Task to complete:
Spot each line in the records below where the word "index" occurs, then copy it.

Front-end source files
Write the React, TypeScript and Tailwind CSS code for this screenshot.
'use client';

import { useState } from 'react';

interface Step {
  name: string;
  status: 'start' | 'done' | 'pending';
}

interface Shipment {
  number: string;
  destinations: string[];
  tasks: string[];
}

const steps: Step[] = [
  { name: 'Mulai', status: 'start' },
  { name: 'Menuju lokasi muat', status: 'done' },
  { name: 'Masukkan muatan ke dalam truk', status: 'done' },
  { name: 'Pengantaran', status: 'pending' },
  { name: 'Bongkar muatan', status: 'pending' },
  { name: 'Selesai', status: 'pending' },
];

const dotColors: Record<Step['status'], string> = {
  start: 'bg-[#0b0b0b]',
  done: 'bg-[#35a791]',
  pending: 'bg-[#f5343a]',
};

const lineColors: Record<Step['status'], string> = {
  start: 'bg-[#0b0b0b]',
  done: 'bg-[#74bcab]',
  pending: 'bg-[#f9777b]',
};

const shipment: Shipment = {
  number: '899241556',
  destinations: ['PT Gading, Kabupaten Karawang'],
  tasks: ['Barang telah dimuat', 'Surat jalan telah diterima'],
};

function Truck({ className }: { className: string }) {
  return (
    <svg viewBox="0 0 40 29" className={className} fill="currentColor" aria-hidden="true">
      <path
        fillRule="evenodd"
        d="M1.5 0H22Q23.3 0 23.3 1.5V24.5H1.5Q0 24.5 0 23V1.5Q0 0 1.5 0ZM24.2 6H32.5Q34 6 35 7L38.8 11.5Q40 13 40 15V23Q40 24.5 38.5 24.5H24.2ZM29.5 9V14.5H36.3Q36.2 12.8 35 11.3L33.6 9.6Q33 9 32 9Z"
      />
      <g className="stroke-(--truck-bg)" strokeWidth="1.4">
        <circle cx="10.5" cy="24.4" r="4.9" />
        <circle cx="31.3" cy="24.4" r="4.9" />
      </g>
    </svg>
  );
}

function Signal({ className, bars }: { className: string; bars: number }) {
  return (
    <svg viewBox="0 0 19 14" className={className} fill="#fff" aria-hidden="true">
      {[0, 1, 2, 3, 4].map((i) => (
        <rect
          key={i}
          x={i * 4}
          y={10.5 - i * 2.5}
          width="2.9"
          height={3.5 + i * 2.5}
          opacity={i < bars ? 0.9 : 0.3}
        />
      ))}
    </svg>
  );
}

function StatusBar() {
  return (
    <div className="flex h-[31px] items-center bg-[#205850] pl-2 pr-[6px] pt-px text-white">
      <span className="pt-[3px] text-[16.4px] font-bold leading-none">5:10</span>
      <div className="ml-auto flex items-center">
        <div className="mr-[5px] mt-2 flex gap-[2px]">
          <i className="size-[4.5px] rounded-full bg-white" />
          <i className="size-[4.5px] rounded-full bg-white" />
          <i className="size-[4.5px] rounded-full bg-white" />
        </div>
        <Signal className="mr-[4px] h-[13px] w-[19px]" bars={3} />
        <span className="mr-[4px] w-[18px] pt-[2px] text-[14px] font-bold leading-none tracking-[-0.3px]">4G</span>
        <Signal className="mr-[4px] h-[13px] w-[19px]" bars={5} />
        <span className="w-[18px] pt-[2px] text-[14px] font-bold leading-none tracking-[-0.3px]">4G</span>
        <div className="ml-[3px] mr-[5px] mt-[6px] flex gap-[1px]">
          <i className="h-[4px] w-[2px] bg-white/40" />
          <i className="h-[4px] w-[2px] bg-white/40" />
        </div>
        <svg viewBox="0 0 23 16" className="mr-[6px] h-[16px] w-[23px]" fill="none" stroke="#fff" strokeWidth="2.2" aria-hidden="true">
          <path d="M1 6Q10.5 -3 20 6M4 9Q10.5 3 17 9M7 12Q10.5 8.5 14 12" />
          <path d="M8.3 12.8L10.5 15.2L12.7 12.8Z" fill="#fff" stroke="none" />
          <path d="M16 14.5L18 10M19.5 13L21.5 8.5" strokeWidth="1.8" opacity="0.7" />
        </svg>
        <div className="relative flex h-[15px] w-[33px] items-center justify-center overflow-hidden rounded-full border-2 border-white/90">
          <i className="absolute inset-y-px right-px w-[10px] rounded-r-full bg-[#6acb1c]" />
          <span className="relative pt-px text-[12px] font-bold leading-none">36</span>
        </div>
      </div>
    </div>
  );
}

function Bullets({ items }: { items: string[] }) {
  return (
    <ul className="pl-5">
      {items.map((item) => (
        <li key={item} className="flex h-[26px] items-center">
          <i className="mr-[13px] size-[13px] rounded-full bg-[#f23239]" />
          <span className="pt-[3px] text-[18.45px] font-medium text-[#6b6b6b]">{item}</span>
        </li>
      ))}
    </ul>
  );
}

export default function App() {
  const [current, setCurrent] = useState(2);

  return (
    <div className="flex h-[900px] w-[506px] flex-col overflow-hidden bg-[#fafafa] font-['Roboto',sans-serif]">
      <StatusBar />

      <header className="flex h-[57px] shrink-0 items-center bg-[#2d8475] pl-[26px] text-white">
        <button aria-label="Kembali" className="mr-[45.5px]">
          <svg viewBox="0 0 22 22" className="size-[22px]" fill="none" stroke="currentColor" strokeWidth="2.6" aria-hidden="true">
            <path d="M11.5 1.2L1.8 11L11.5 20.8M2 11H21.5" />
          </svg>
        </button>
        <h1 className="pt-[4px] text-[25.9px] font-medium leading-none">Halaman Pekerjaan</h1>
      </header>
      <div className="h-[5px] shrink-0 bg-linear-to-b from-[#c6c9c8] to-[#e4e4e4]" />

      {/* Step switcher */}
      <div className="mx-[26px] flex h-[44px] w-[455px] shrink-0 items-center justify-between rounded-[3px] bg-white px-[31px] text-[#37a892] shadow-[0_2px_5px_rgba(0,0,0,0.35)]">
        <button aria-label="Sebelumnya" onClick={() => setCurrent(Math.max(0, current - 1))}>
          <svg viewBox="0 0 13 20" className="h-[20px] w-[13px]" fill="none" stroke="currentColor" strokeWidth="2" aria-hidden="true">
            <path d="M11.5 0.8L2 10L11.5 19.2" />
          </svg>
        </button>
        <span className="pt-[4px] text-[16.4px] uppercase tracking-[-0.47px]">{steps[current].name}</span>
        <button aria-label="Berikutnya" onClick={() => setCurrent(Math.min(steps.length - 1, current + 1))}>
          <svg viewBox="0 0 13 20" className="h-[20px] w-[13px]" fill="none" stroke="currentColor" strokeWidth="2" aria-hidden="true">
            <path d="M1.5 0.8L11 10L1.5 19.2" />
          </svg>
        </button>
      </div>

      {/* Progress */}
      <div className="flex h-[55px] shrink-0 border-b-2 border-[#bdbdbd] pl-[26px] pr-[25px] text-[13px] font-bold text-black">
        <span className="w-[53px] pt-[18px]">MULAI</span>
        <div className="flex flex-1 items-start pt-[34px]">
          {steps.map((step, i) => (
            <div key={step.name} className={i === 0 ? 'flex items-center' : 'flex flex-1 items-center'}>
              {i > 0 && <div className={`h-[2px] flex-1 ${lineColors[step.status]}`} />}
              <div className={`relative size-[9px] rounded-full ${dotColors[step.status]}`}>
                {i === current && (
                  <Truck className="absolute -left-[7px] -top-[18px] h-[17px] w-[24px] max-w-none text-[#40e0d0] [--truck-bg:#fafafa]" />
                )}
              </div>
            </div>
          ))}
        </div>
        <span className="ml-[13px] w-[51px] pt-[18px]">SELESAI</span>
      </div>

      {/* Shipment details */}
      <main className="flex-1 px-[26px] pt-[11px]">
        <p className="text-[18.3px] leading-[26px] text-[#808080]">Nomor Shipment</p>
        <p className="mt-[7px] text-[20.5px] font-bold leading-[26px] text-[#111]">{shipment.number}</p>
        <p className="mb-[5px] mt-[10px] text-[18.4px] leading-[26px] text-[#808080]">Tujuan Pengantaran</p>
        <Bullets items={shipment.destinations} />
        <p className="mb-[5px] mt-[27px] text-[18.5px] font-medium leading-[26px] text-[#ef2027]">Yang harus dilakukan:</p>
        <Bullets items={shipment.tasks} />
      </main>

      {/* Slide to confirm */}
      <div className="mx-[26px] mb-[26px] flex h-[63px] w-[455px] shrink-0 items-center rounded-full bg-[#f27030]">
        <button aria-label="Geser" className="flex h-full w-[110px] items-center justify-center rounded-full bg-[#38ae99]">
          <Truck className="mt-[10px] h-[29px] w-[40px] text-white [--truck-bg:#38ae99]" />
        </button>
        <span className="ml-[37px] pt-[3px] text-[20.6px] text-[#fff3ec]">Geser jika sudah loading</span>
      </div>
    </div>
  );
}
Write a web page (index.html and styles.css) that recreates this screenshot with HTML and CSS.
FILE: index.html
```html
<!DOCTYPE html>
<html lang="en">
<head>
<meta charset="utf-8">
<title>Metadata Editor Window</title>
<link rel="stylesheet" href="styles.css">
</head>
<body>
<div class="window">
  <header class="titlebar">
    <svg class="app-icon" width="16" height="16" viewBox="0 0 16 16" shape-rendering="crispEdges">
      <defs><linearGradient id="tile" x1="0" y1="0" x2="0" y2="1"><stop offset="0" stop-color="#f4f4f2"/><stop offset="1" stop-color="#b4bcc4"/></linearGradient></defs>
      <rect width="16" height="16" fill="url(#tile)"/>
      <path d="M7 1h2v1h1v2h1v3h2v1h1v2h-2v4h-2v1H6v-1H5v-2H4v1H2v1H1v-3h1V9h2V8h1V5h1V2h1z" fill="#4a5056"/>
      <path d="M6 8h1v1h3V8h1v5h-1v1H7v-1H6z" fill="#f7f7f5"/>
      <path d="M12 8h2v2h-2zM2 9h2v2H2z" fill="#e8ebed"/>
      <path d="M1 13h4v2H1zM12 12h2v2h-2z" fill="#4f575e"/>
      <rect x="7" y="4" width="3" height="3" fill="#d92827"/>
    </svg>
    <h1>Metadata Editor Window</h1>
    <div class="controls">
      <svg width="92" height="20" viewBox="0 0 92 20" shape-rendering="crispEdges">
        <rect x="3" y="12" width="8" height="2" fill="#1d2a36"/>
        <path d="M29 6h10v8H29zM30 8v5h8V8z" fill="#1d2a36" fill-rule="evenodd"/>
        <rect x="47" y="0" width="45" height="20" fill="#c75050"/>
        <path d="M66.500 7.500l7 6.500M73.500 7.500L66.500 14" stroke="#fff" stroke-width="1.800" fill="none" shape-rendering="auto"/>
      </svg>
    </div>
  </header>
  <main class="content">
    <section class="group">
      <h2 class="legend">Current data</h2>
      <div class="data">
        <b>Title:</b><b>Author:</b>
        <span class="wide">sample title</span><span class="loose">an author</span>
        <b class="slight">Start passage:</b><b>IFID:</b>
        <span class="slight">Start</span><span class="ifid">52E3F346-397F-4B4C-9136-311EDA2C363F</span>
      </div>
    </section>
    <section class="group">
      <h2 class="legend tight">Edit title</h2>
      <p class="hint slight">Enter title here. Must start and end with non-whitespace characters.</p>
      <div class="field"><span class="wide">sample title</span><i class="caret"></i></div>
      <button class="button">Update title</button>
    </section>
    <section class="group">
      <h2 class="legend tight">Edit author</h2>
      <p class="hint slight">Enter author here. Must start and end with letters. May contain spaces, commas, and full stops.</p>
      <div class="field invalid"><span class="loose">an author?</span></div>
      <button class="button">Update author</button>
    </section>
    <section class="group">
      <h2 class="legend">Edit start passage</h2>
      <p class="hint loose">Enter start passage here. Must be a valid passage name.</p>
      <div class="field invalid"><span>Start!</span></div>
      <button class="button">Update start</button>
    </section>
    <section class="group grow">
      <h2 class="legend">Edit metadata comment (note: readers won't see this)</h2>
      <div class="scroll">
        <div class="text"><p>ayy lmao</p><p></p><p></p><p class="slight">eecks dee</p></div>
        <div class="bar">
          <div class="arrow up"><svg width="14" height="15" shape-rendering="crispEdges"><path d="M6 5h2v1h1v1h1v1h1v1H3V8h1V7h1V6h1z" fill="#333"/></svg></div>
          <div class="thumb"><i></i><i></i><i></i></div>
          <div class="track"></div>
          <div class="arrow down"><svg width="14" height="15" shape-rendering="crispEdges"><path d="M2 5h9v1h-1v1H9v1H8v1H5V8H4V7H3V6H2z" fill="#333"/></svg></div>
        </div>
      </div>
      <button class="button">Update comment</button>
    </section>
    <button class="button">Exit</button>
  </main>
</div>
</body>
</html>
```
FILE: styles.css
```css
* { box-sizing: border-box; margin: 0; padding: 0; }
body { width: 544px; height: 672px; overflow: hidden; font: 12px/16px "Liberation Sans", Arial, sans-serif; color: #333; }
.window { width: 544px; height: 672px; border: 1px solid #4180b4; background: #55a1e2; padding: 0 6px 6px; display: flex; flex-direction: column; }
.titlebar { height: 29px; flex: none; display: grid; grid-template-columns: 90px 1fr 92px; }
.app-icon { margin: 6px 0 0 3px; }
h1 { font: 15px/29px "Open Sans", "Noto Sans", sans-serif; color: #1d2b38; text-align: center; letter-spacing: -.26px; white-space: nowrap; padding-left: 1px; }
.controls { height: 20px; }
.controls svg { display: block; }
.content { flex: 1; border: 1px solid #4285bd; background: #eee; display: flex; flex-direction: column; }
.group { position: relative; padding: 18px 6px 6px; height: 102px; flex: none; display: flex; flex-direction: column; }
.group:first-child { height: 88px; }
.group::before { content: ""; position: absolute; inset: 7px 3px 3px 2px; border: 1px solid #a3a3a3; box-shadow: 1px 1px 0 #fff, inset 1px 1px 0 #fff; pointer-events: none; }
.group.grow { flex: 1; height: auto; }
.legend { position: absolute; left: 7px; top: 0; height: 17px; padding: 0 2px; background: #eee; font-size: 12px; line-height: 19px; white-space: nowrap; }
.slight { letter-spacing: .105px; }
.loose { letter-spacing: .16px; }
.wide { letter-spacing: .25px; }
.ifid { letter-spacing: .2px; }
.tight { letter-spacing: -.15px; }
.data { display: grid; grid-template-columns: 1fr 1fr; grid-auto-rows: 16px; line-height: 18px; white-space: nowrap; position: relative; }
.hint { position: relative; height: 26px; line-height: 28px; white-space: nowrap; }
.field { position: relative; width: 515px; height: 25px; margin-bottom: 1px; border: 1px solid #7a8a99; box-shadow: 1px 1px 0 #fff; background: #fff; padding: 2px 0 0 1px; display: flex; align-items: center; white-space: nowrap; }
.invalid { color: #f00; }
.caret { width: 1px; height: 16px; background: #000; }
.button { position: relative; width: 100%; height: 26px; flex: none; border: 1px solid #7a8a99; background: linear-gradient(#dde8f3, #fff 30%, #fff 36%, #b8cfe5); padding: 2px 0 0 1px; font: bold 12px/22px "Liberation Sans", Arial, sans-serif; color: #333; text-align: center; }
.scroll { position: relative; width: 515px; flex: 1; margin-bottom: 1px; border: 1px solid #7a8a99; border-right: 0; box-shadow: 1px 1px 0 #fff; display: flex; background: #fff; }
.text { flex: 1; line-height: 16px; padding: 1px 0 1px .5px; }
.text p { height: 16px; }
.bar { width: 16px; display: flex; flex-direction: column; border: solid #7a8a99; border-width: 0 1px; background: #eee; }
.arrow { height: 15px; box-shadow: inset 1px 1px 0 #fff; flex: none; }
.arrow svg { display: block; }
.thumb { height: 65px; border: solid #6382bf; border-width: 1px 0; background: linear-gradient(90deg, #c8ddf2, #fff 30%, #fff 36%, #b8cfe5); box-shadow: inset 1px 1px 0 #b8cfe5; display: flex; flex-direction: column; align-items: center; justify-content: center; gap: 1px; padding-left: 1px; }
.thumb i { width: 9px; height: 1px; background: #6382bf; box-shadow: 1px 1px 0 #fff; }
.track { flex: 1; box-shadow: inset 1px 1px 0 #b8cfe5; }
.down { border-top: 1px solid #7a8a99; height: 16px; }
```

Solved problem:
Write a web page (index.html and styles.css) that recreates this screenshot with HTML and CSS.
FILE: index.html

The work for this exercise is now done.